Gather up all lines that carry the word "index".

··· Material for the task ···

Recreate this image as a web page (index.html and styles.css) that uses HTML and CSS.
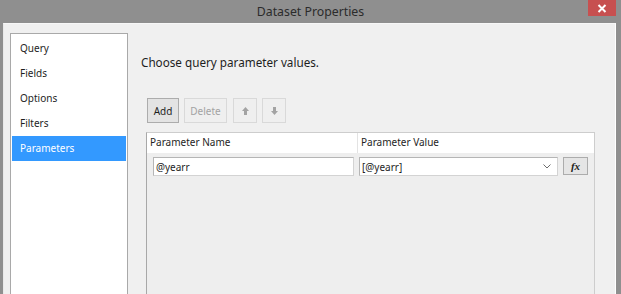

···
··· Material for the task ···

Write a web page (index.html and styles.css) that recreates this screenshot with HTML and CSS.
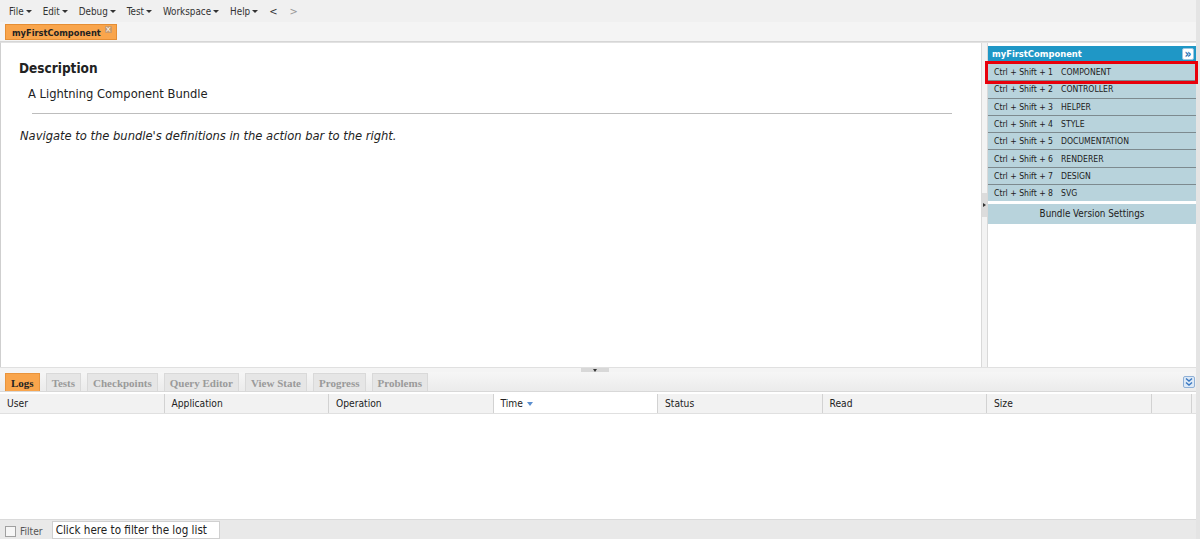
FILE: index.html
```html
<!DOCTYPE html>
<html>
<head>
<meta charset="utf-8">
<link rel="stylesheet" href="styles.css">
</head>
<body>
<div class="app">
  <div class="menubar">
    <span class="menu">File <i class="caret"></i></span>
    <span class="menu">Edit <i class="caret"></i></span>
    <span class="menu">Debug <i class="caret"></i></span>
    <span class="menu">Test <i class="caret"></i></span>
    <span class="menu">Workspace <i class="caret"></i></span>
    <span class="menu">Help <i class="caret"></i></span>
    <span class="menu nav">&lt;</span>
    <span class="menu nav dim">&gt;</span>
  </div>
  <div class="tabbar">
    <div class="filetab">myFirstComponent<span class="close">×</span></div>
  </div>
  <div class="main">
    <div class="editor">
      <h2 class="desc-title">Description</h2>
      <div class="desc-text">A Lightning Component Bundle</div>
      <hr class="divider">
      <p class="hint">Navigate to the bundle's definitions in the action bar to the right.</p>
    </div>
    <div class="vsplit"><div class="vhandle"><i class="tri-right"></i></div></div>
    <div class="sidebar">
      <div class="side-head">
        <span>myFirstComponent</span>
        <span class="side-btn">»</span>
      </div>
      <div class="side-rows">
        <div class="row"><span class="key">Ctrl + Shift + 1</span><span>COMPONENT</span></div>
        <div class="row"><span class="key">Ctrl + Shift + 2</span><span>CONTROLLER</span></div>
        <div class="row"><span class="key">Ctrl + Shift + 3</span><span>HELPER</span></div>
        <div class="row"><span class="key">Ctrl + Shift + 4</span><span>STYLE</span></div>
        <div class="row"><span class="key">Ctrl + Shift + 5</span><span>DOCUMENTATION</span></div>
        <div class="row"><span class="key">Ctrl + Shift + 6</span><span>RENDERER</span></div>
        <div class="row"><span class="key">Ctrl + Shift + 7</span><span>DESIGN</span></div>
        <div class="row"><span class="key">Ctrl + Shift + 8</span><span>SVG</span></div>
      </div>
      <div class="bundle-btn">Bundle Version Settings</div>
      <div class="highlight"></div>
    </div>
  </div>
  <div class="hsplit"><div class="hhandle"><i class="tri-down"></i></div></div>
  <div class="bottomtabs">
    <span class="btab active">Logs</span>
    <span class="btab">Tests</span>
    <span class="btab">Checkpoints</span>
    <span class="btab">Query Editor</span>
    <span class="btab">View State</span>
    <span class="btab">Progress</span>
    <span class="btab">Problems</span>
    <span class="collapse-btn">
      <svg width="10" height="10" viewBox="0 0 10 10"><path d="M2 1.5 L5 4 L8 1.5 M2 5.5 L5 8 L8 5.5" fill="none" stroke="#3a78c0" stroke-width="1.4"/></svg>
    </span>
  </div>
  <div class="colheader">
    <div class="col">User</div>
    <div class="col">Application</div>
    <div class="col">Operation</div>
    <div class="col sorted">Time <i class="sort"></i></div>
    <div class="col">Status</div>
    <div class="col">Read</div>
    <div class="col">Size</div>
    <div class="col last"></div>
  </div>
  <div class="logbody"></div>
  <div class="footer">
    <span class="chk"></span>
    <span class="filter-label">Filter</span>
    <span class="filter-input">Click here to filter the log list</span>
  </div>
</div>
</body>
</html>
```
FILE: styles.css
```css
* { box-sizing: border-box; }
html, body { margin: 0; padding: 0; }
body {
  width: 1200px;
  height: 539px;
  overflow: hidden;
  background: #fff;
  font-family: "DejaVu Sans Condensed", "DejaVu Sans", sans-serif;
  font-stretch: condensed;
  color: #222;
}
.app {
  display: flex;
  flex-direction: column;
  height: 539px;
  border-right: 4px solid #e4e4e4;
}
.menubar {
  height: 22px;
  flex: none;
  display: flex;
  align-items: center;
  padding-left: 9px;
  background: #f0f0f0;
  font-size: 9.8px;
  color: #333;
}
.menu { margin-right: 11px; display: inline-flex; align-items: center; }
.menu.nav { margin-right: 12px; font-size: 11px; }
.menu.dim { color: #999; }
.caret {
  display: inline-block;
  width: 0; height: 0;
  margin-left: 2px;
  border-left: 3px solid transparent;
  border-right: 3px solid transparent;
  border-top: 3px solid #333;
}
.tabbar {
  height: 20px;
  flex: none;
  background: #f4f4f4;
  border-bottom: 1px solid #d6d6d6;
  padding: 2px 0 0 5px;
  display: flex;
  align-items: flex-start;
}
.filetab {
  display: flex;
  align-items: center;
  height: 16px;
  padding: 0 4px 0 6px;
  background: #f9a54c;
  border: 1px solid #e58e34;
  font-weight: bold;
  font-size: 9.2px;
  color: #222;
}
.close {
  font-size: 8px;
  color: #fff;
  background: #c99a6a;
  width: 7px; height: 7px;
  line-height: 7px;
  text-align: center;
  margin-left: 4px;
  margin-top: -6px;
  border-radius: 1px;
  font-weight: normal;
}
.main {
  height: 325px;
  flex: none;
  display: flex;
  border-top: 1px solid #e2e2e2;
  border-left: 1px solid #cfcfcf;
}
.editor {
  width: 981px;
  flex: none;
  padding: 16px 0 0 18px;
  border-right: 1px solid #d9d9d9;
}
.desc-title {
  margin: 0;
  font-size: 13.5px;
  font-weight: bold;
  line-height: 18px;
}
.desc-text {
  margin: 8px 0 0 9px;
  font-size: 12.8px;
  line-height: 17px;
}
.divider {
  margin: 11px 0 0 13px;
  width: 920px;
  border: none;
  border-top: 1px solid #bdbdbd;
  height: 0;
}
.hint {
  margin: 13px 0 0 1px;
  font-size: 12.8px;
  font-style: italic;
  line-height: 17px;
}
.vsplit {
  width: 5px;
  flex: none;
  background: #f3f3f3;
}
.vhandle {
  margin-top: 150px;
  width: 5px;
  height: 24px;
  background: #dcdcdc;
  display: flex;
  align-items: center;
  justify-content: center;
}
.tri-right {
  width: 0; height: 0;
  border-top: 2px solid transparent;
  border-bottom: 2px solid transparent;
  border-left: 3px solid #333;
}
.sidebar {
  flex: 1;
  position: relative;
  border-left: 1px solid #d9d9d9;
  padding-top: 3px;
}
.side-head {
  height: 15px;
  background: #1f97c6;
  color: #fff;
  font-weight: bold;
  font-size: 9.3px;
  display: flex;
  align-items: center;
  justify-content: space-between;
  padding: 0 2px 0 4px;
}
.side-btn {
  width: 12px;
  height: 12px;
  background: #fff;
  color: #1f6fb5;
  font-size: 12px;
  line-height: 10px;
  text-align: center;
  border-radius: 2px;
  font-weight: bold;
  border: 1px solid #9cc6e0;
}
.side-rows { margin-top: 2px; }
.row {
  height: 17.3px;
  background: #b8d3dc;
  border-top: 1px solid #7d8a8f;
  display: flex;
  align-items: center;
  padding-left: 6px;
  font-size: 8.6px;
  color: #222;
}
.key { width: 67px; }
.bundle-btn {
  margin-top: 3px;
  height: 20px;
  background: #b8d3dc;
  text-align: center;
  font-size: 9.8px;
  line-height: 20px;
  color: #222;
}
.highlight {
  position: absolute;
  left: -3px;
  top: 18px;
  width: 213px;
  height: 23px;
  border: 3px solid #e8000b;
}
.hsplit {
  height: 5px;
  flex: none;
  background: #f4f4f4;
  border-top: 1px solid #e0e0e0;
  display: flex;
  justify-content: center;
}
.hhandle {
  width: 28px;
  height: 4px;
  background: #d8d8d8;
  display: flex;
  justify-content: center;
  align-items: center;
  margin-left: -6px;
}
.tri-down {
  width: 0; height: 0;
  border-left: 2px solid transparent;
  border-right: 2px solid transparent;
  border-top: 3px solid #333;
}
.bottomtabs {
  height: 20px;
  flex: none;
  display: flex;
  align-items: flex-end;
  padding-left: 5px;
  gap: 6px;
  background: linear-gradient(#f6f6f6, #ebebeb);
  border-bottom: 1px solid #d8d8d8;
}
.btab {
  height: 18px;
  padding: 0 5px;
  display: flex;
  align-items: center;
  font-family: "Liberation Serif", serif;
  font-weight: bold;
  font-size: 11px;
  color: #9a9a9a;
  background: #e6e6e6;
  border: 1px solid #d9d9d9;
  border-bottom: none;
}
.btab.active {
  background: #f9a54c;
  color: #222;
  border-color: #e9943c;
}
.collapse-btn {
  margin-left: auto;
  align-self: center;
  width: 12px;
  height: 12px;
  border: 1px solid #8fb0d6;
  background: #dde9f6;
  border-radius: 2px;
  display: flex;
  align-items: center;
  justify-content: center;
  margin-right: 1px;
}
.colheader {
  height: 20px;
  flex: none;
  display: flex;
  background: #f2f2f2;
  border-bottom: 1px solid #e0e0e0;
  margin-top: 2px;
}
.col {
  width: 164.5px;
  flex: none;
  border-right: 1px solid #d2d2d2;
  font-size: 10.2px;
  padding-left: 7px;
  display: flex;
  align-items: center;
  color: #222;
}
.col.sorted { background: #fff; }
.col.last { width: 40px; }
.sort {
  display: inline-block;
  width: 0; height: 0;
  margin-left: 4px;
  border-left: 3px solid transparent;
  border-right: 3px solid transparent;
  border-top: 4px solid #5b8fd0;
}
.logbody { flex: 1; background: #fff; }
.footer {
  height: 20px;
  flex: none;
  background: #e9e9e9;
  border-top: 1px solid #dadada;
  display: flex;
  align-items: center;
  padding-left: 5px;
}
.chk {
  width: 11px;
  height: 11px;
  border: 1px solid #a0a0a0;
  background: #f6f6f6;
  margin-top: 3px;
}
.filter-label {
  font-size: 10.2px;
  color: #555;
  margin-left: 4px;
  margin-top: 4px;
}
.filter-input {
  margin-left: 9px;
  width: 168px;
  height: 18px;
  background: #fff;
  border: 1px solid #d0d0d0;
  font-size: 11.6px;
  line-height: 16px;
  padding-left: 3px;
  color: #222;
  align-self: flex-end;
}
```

···

Answer =
Recreate this image as a web page (index.html and styles.css) that uses HTML and CSS.
Write a web page (index.html and styles.css) that recreates this screenshot with HTML and CSS.
FILE: index.html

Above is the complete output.